Kurtz & Henneken Win Best JASIST Paper Award
The Association for Information Science & Technology (ASIS&T) is delighted to announce that “Measuring Metrics – A 40-Year Longitudinal Cross-Validation of Citations, Downloads, and Peer Review in Astrophysics,” written by Michael J. Kurtz and Edwin A. Henneken and published in Volume 68 of the Journal of the Association for Information Science & Technology (JASIST) is the recipient of the ASIS&T Best JASIST Paper Award for 2018. The award’s purpose is to recognize the best refereed paper published in the volume year of JASIST preceding the ASIS&T annual meeting. JASIST is published by John Wiley & Sons, Inc.
The article was selected as the winner from among a pool of outstanding submissions that were judged based on these criteria: contribution; professional merit; and presentation quality.
The award jury provided the following citation: “The paper was selected for its detailed examination of academic success, its longitudinal analysis based on the records of 922 scholars in astrophysics, and its well-reasoned discussion and analysis. The paper is highly readable and adds to the literature on sociometrics and altmetrics, as well as to the understanding of academic success measures.
Hiring an academic is, as the authors describe, a case of making a prediction about an individual’s future achievements. How then in hiring can we know that the evidence we are using actually predict future academic success? This is the question that Michael Kurtz and Edwin Henneken take on.
In a fascinating evaluation of academic metrics and long-term success, the authors examined the record of 922 individuals who received PhDs in astrophysics in 1972-76 in terms citation counts (Tori Statistic), downloads (Read10), and peer evaluations as exhibited by election to and prizes awarded from the American Astronomical Society and the National Academy of Science. The question posed is: Can one actually make a judgement from such quantitative measures about individual’s past, present and potential future scholarly production or impact? To make such a judgement reliably about one individual over another, the authors find it would require a citation or download count at least twice as large.
The authors also note the difference between publication in a high-ranking journal, a peer judgement of the work, and its impact through citation. Overall, they find that the three measures of citation, downloads, and peer evaluation are equally predictive of future performance, but identify different individuals. In considering all measures, the authors conclude that any application of these ideas should use a real-world rule-of-thumb of at least three times the citation and downloads counts to reliably distinguish the most productive future scholars.”
Upon learning of their article’s selection as the 2018 Best JASIST Paper Award winner, Dr. Kurtz, Astronomer at the Harvard-Smithsonian Center for Astrophysics, said, “Bottom line: when comparing similar people, citation differences less than a factor of two are not important.”

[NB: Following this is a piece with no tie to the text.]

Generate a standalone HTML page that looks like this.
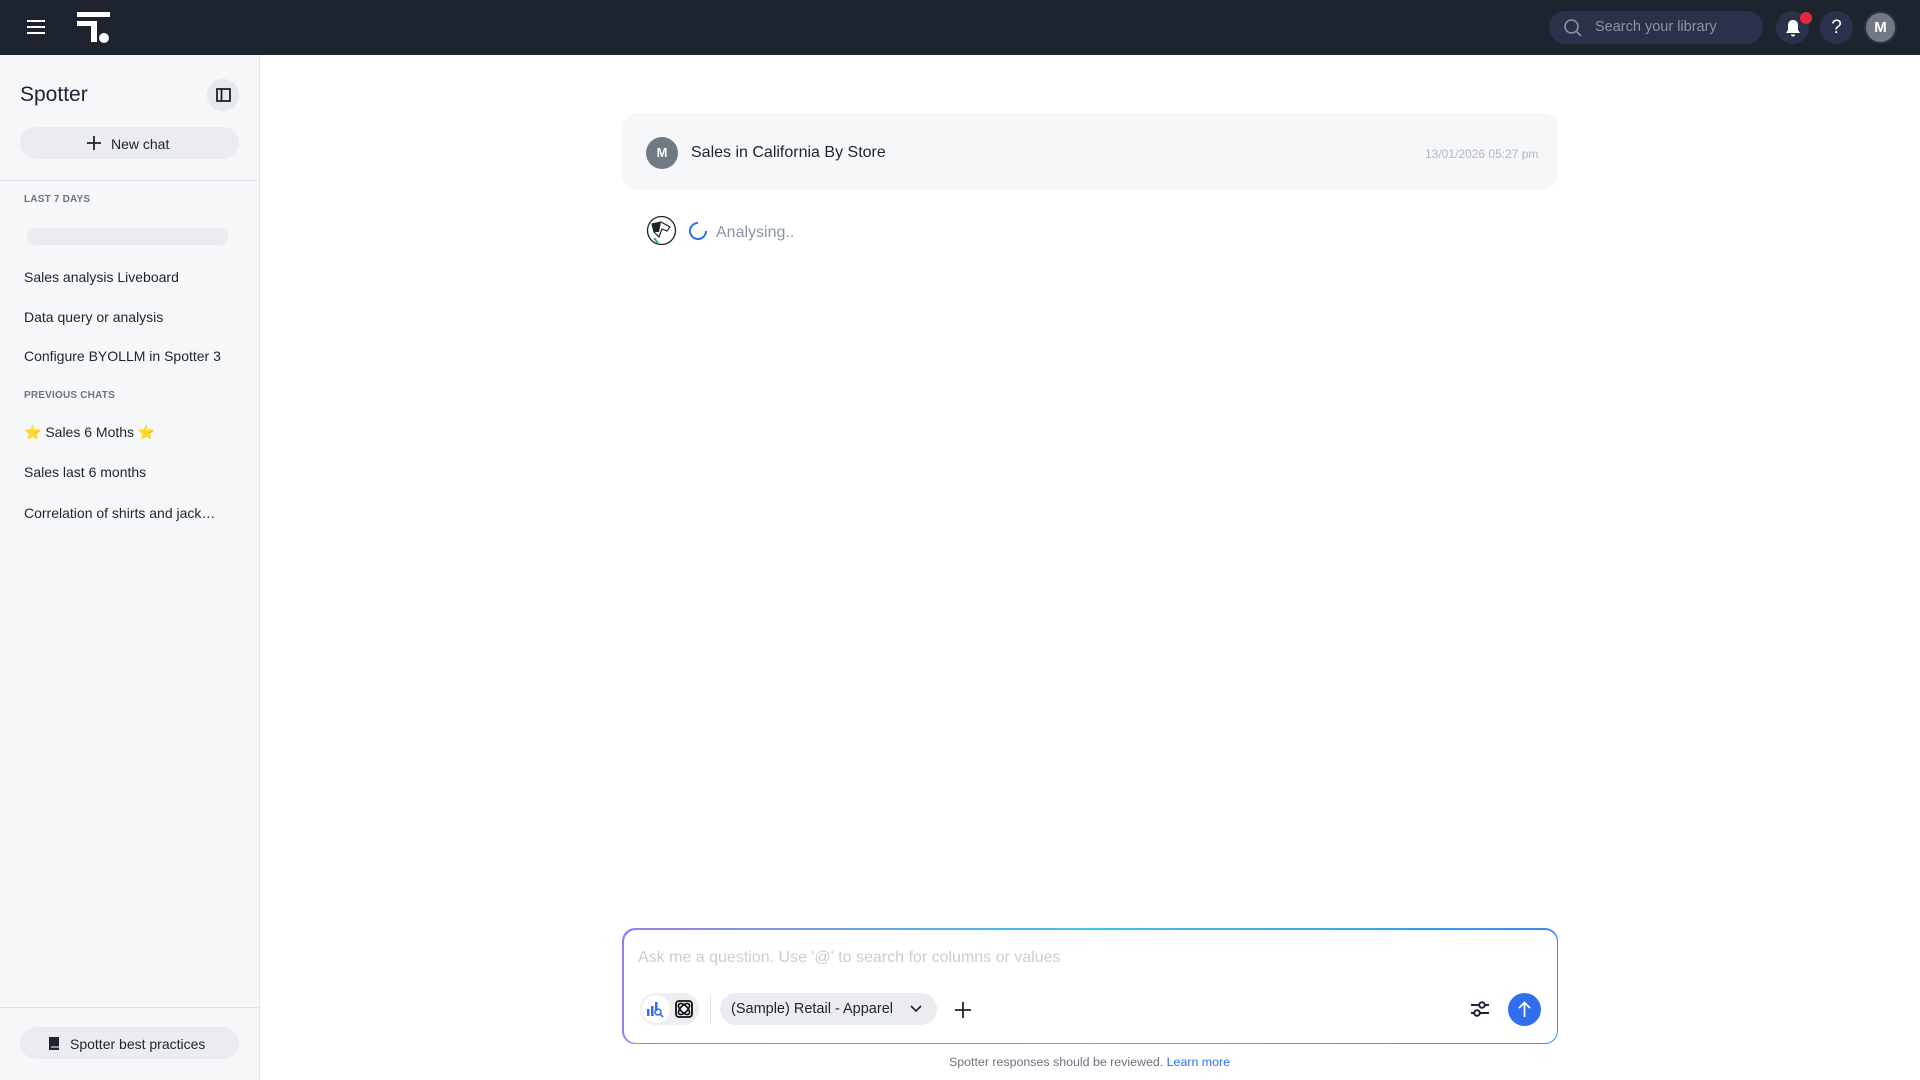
<!DOCTYPE html>
<html><head><meta charset="utf-8"><style>
*{box-sizing:border-box;margin:0;padding:0}
body{width:1920px;height:1080px;overflow:hidden;font-family:"Liberation Sans",sans-serif;background:#fff;position:relative;color:#1d232f}
.nav{position:absolute;left:0;top:0;width:1920px;height:55px;background:#1e2330}
.abs{position:absolute}
.side{position:absolute;left:0;top:55px;width:260px;height:1025px;background:#f6f7f9;border-right:1px solid #e3e6ea}
.item{position:absolute;left:24px;font-size:14px;color:#1d232f}
.hdr{position:absolute;left:24px;font-size:10px;font-weight:bold;color:#6b7280;letter-spacing:.2px}
.pill{position:absolute;background:#eaecef;border-radius:16px}
</style></head><body>
<div class="nav">
 <svg class="abs" style="left:26px;top:19px" width="20" height="16"><g stroke="#fff" stroke-width="2"><line x1="1" y1="2" x2="19" y2="2"/><line x1="1" y1="8" x2="19" y2="8"/><line x1="1" y1="14" x2="19" y2="14"/></g></svg>
 <svg class="abs" style="left:77px;top:12px" width="34" height="32"><rect x="0" y="0" width="33" height="5" fill="#fff"/><path d="M0 9 H20 V30 H14 V14 H0Z" fill="#fff"/><circle cx="27" cy="26" r="5" fill="#fff"/></svg>
 <div class="abs" style="left:1549px;top:11px;width:214px;height:33px;border-radius:17px;background:#29324a"></div>
 <svg class="abs" style="left:1563px;top:18px" width="20" height="20"><circle cx="8.5" cy="8.5" r="6.5" stroke="#8c93a3" stroke-width="1.6" fill="none"/><line x1="13" y1="13" x2="18" y2="18" stroke="#8c93a3" stroke-width="1.6"/></svg>
 <div class="abs" style="left:1595px;top:19px;font-size:14.5px;color:#8c93a3">Search your library</div>
 <div class="abs" style="left:1776px;top:11px;width:33px;height:33px;border-radius:50%;background:#29324a"></div>
 <svg class="abs" style="left:1783px;top:18px" width="20" height="20"><path d="M10 2 C6 2 5 5 5 8 V12 L3 15 H17 L15 12 V8 C15 5 14 2 10 2Z M8 16.5 H12 A2 2 0 0 1 8 16.5Z" fill="#fff"/></svg>
 <div class="abs" style="left:1800px;top:12px;width:12px;height:12px;border-radius:50%;background:#e5283b"></div>
 <div class="abs" style="left:1820px;top:11px;width:33px;height:33px;border-radius:50%;background:#29324a;color:#fff;font-size:19px;text-align:center;line-height:33px">?</div>
 <div class="abs" style="left:1864px;top:11px;width:33px;height:33px;border-radius:50%;background:#727986;border:2px solid #29324a;color:#fff;font-size:15px;font-weight:bold;text-align:center;line-height:29px">M</div>
</div>
<div class="side">
 <div class="abs" style="left:20px;top:28px;font-size:21px">Spotter</div>
 <div class="abs" style="left:207px;top:24px;width:32px;height:32px;border-radius:50%;background:#e6e8ec"></div>
 <svg class="abs" style="left:216px;top:33px" width="15" height="14"><rect x="1" y="1" width="13" height="12" fill="none" stroke="#1d232f" stroke-width="1.8"/><line x1="5.5" y1="1" x2="5.5" y2="13" stroke="#1d232f" stroke-width="1.8"/></svg>
 <div class="pill" style="left:20px;top:72px;width:219px;height:32px"></div>
 <svg class="abs" style="left:87px;top:81px" width="14" height="14"><path d="M7 0 V14 M0 7 H14" stroke="#1d232f" stroke-width="1.8"/></svg>
 <div class="abs" style="left:111px;top:81px;font-size:14px">New chat</div>
 <div class="abs" style="left:0;top:125px;width:260px;height:1px;background:#dde1e6"></div>
 <div class="hdr" style="top:139px">LAST 7 DAYS</div>
 <div class="pill" style="left:27px;top:173px;width:201px;height:17px;border-radius:9px"></div>
 <div class="item" style="top:214px">Sales analysis Liveboard</div>
 <div class="item" style="top:254px">Data query or analysis</div>
 <div class="item" style="top:293px">Configure BYOLLM in Spotter 3</div>
 <div class="hdr" style="top:335px">PREVIOUS CHATS</div>
 <div class="item" style="top:369px">⭐ Sales 6 Moths ⭐</div>
 <div class="item" style="top:409px">Sales last 6 months</div>
 <div class="item" style="top:450px">Correlation of shirts and jack…</div>
 <div class="abs" style="left:0;top:952px;width:260px;height:1px;background:#dde1e6"></div>
 <div class="pill" style="left:20px;top:972px;width:219px;height:32px"></div>
 <svg class="abs" style="left:48px;top:981px" width="12" height="15"><path d="M1 1 H11 V14 H1Z" fill="#1d232f"/><line x1="3" y1="11" x2="11" y2="11" stroke="#fff" stroke-width="1"/></svg>
 <div class="abs" style="left:70px;top:981px;font-size:14px">Spotter best practices</div>
</div>
<div class="abs" style="left:622px;top:113px;width:936px;height:77px;border-radius:16px;background:#f6f7f9"></div>
<div class="abs" style="left:646px;top:137px;width:32px;height:32px;border-radius:50%;background:#727986;color:#fff;font-size:13px;font-weight:bold;text-align:center;line-height:32px">M</div>
<div class="abs" style="left:691px;top:144px;font-size:16px">Sales in California By Store</div>
<div class="abs" style="left:1425px;top:147px;font-size:12px;color:#b0b6c1">13/01/2026 05:27 pm</div>
<svg class="abs" style="left:646px;top:215px" width="31" height="31"><circle cx="15.5" cy="15.5" r="14" fill="#fff" stroke="#1d232f" stroke-width="1.3"/><path d="M6 9 L15 7 L24 12 L21 16 L16 14 L13 22 L8 17Z" fill="#fff" stroke="#1d232f" stroke-width="1.2"/><path d="M6 9 L15 7 L13 17 L8 17Z" fill="#1d232f"/><line x1="8" y1="23" x2="12" y2="28" stroke="#2bb36b" stroke-width="2"/></svg>
<svg class="abs" style="left:688px;top:221px" width="20" height="20"><path d="M10 2 A8 8 0 1 0 18 10" fill="none" stroke="#2f6fed" stroke-width="2"/></svg>
<div class="abs" style="left:716px;top:224px;font-size:16px;color:#8a94a6">Analysing..</div>
<div class="abs" style="left:622px;top:928px;width:936px;height:116px;border-radius:13px;background:linear-gradient(90deg,#9b7cf0,#3dc7e0 50%,#3b8cf0);padding:1.5px"><div style="width:100%;height:100%;background:#fff;border-radius:12px"></div></div>
<div class="abs" style="left:638px;top:949px;font-size:16px;color:#c9cdd4">Ask me a question. Use '@' to search for columns or values</div>
<div class="abs" style="left:640px;top:993px;width:59px;height:32px;border-radius:16px;background:#eceef1"></div>
<div class="abs" style="left:642px;top:995px;width:28px;height:28px;border-radius:50%;background:#fff"></div>
<svg class="abs" style="left:646px;top:1000px" width="18" height="18"><g fill="#2f6fed"><rect x="1" y="9" width="2.5" height="7"/><rect x="5" y="6" width="2.5" height="10"/><rect x="9" y="2" width="2.5" height="9"/></g><circle cx="12" cy="12" r="3" fill="none" stroke="#2f6fed" stroke-width="1.6"/><line x1="14" y1="14" x2="17" y2="17" stroke="#2f6fed" stroke-width="1.6"/></svg>
<svg class="abs" style="left:675px;top:1000px" width="18" height="18"><rect x="1" y="1" width="16" height="16" rx="3" fill="none" stroke="#111" stroke-width="1.8"/><ellipse cx="9" cy="9" rx="7" ry="3.5" transform="rotate(45 9 9)" fill="none" stroke="#111" stroke-width="1.6"/><ellipse cx="9" cy="9" rx="7" ry="3.5" transform="rotate(-45 9 9)" fill="none" stroke="#111" stroke-width="1.6"/></svg>
<div class="abs" style="left:710px;top:994px;width:1px;height:30px;background:#e3e6ea"></div>
<div class="abs" style="left:720px;top:993px;width:217px;height:32px;border-radius:16px;background:#eaecef"></div>
<div class="abs" style="left:731px;top:1001px;font-size:14.5px">(Sample) Retail - Apparel</div>
<svg class="abs" style="left:910px;top:1004px" width="12" height="10"><path d="M1 2 L6 7 L11 2" fill="none" stroke="#1d232f" stroke-width="1.6"/></svg>
<svg class="abs" style="left:955px;top:1002px" width="16" height="16"><path d="M8 0 V16 M0 8 H16" stroke="#1d232f" stroke-width="1.8"/></svg>
<svg class="abs" style="left:1470px;top:999px" width="20" height="20"><g stroke="#1d232f" stroke-width="2"><line x1="1" y1="6" x2="19" y2="6"/><line x1="1" y1="14" x2="19" y2="14"/></g><circle cx="12" cy="6" r="2.8" fill="#fff" stroke="#1d232f" stroke-width="2"/><circle cx="7" cy="14" r="2.8" fill="#fff" stroke="#1d232f" stroke-width="2"/></svg>
<div class="abs" style="left:1508px;top:993px;width:33px;height:33px;border-radius:50%;background:#2f6fed"></div>
<svg class="abs" style="left:1516px;top:1000px" width="17" height="19"><path d="M8.5 17 V3 M3 8 L8.5 2.5 L14 8" fill="none" stroke="#fff" stroke-width="1.8"/></svg>
<div class="abs" style="left:949px;top:1055px;font-size:12.4px;color:#6b7280">Spotter responses should be reviewed. <span style="color:#2f6fed">Learn more</span></div>
</body></html>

Henneken, an IT Specialist at the Harvard-Smithsonian Center for Astrophysics, said, “It’s in the interest of researchers individually and science in general to never forget that quality of research has many aspects that cannot be quantified. With our paper we hope to have sufficiently emphasized that using bibliometrics for the evaluation of researchers comes with significant caveats which should be taken very seriously. Numbers are just a small patch in a large, complex landscape.”
Henneken and Kurtz will accept the award at the 2018 meeting of the Association for Information Science & Technology (ASIS&T) which will be held in Vancouver, Canada, November 10-14, 2018.